> [Short exercise]
Look through the lines below and state how many hold the word "with". Write only the number.

> [Records for this exercise]
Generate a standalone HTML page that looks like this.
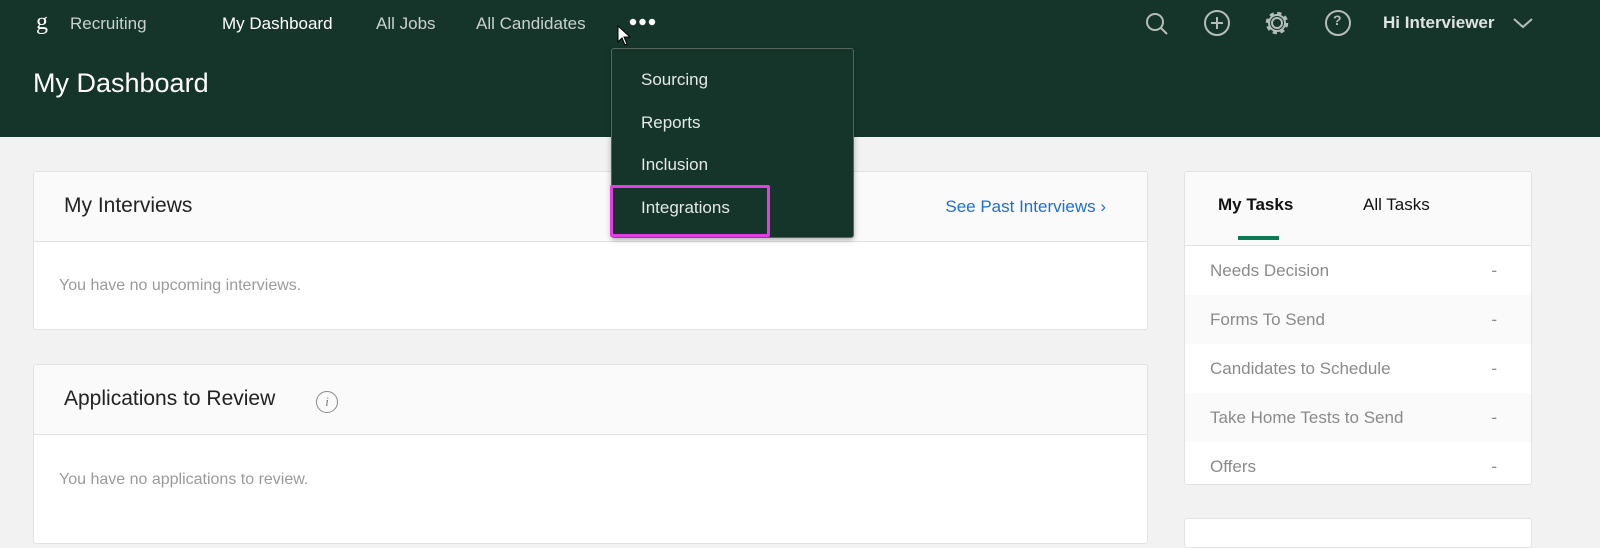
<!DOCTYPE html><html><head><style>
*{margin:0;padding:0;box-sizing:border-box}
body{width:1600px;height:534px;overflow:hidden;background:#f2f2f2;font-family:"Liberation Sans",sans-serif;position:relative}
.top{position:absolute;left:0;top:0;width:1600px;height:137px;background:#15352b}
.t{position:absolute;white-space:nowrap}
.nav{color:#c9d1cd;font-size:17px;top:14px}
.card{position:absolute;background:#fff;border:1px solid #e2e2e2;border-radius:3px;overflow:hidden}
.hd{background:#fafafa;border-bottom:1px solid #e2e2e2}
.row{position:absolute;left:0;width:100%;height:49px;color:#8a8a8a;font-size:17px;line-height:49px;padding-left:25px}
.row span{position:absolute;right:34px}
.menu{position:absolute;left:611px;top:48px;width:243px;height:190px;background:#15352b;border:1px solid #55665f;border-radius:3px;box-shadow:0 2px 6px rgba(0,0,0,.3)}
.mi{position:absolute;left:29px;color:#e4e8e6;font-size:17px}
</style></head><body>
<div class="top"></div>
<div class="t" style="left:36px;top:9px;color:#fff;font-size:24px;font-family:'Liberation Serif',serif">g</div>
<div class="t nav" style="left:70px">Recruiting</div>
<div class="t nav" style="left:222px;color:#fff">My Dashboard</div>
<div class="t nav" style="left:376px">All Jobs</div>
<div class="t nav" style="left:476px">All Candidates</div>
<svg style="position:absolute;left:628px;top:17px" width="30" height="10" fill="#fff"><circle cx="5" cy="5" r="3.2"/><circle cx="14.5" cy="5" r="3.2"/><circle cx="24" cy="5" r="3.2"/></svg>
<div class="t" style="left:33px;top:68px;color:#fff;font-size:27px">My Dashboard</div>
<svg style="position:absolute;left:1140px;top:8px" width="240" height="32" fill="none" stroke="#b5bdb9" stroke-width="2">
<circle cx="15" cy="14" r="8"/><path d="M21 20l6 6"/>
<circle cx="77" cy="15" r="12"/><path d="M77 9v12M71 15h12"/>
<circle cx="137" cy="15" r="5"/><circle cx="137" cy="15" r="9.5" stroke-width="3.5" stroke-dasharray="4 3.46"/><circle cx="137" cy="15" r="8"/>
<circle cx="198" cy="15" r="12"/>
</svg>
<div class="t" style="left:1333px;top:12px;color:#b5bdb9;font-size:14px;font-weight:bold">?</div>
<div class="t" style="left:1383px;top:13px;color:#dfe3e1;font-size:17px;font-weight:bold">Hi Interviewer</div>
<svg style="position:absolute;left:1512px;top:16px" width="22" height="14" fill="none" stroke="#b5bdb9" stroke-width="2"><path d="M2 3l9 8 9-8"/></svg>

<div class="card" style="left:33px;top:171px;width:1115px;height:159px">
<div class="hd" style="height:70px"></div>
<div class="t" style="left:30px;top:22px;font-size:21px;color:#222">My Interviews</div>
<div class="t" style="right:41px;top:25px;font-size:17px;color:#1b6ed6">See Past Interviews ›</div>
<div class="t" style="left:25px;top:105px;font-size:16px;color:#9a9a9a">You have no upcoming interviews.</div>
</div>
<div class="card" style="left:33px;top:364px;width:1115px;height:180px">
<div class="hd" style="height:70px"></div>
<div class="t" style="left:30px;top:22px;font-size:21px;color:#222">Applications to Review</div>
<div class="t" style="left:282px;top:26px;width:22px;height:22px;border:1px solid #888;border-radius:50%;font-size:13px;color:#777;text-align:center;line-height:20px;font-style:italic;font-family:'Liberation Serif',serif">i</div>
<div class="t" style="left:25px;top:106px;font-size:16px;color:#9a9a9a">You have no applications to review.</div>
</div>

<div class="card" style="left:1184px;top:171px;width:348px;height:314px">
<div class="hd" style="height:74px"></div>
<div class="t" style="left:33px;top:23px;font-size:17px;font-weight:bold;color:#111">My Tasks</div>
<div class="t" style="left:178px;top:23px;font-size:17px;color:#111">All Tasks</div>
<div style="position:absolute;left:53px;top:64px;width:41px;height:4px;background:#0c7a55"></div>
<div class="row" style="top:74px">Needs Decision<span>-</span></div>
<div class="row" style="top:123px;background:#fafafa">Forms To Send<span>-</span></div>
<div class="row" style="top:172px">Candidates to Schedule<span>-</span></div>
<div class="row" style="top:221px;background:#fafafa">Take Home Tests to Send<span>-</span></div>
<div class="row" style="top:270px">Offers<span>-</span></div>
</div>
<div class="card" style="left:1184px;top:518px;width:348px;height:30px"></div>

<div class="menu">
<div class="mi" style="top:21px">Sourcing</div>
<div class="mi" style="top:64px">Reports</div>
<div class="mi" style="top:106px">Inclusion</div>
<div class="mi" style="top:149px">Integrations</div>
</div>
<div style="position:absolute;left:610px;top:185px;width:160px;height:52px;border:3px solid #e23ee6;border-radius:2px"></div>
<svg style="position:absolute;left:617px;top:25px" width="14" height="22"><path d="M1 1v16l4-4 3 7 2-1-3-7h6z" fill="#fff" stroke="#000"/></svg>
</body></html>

...

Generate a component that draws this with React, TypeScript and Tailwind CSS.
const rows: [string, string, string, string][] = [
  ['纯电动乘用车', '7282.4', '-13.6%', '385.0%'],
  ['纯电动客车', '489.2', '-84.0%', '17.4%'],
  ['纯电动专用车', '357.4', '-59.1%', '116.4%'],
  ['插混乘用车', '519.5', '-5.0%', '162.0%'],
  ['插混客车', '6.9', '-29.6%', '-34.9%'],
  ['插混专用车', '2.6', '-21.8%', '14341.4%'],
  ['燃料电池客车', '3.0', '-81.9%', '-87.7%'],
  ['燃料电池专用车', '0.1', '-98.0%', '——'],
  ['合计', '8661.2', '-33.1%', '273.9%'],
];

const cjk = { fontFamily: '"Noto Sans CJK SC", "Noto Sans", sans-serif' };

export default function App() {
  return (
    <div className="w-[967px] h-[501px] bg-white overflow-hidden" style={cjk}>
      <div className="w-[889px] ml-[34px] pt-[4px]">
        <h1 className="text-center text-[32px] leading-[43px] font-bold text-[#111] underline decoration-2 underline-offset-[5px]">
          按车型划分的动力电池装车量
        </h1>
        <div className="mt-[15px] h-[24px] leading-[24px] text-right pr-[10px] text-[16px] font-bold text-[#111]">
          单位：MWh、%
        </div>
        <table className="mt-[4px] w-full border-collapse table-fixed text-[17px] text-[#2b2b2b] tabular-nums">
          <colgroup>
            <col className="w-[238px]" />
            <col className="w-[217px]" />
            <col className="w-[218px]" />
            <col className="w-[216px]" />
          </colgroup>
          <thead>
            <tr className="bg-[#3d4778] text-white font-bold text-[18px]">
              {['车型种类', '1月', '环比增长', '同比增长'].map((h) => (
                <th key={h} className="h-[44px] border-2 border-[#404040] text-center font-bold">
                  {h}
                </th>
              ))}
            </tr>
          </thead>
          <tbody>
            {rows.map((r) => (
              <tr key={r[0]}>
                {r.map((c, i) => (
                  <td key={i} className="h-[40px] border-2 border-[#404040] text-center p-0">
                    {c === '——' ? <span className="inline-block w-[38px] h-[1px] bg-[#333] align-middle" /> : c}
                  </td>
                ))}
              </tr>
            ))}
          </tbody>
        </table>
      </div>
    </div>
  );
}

---

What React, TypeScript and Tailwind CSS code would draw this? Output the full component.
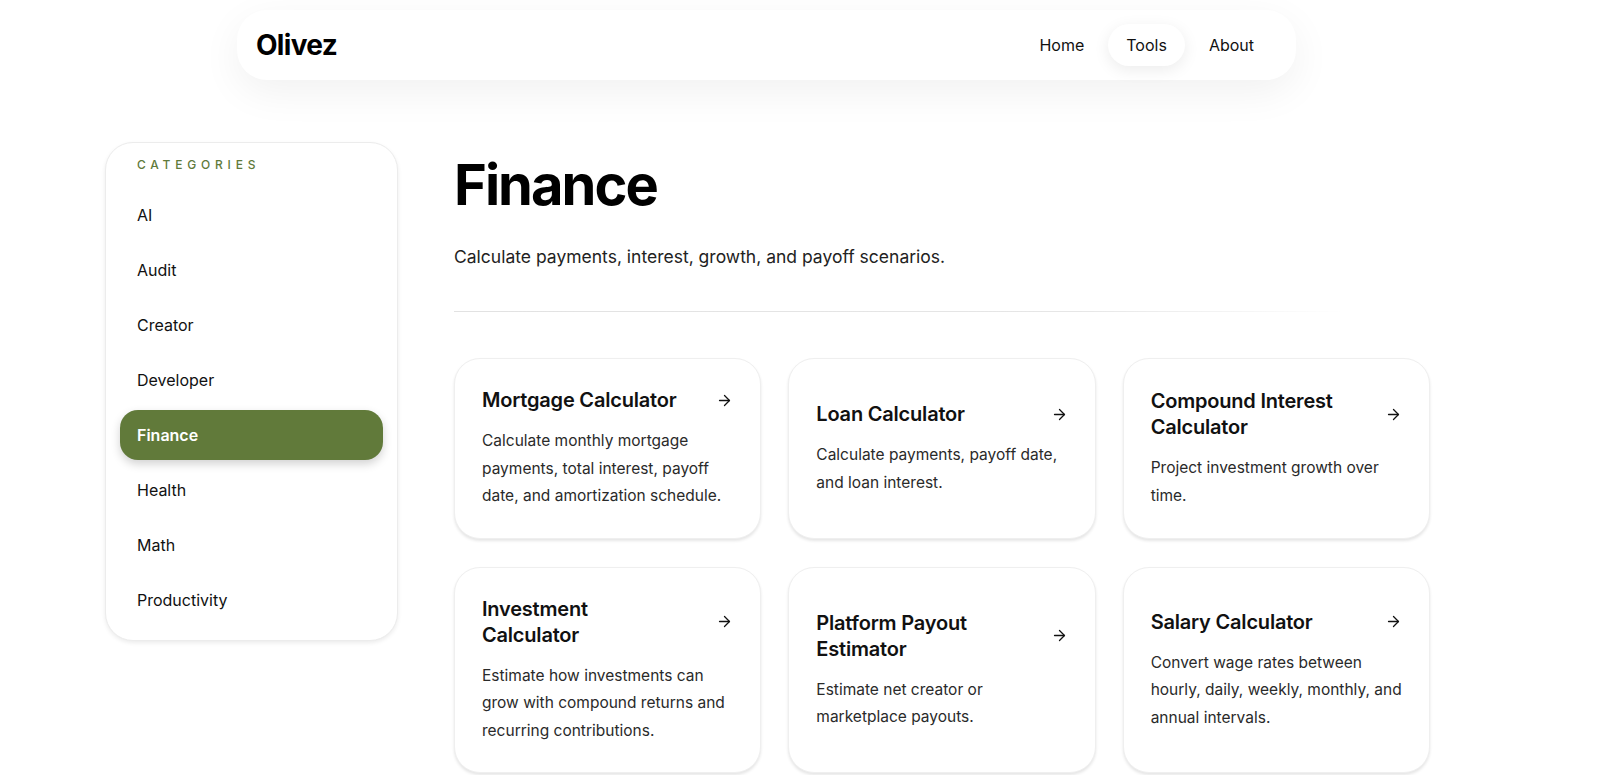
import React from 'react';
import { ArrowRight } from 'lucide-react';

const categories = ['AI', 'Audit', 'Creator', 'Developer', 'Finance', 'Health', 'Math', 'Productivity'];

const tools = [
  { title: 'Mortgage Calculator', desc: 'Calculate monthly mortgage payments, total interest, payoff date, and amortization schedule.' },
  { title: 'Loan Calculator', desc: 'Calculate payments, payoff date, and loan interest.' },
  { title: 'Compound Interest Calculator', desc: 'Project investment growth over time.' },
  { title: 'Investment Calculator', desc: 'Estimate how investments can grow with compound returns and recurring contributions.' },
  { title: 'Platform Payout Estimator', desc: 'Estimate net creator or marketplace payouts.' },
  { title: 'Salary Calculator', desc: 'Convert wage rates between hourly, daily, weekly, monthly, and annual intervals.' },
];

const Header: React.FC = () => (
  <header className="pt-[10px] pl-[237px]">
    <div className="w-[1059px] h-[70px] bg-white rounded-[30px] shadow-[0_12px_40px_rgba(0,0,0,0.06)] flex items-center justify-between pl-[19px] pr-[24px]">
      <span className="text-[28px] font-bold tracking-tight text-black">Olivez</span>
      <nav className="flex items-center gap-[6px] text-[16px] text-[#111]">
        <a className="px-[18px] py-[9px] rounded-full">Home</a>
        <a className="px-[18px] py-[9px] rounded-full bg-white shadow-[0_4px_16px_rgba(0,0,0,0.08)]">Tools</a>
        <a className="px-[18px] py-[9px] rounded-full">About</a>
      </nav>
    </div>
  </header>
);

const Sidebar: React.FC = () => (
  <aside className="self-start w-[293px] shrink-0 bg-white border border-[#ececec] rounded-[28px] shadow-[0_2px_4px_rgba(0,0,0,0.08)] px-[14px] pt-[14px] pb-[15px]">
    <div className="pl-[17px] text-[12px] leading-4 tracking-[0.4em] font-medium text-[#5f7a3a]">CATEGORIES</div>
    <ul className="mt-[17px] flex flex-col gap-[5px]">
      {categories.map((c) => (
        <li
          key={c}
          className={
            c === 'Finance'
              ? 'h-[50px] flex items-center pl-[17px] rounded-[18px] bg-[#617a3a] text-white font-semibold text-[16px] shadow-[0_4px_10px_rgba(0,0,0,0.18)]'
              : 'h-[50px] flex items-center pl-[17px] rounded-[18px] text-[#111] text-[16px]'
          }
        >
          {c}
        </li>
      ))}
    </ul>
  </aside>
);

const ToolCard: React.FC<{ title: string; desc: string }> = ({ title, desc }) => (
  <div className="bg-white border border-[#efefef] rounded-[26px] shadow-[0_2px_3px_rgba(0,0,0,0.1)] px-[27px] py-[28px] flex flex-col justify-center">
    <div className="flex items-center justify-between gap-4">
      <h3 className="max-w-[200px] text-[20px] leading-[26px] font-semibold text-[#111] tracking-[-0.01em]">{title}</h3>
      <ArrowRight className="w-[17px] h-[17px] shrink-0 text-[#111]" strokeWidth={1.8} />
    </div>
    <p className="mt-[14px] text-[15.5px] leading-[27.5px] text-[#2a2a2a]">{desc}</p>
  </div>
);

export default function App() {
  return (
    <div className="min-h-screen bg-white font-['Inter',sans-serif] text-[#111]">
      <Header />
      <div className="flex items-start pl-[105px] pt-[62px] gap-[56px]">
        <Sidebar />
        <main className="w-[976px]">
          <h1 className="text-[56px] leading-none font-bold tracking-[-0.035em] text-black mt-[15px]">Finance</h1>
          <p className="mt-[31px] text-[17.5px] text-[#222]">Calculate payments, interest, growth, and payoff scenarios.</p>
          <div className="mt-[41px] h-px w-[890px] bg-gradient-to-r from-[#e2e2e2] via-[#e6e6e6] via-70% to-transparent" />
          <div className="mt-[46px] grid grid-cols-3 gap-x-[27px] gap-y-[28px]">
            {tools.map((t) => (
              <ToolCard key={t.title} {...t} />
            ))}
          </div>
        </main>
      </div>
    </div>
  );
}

> [Full solution]
2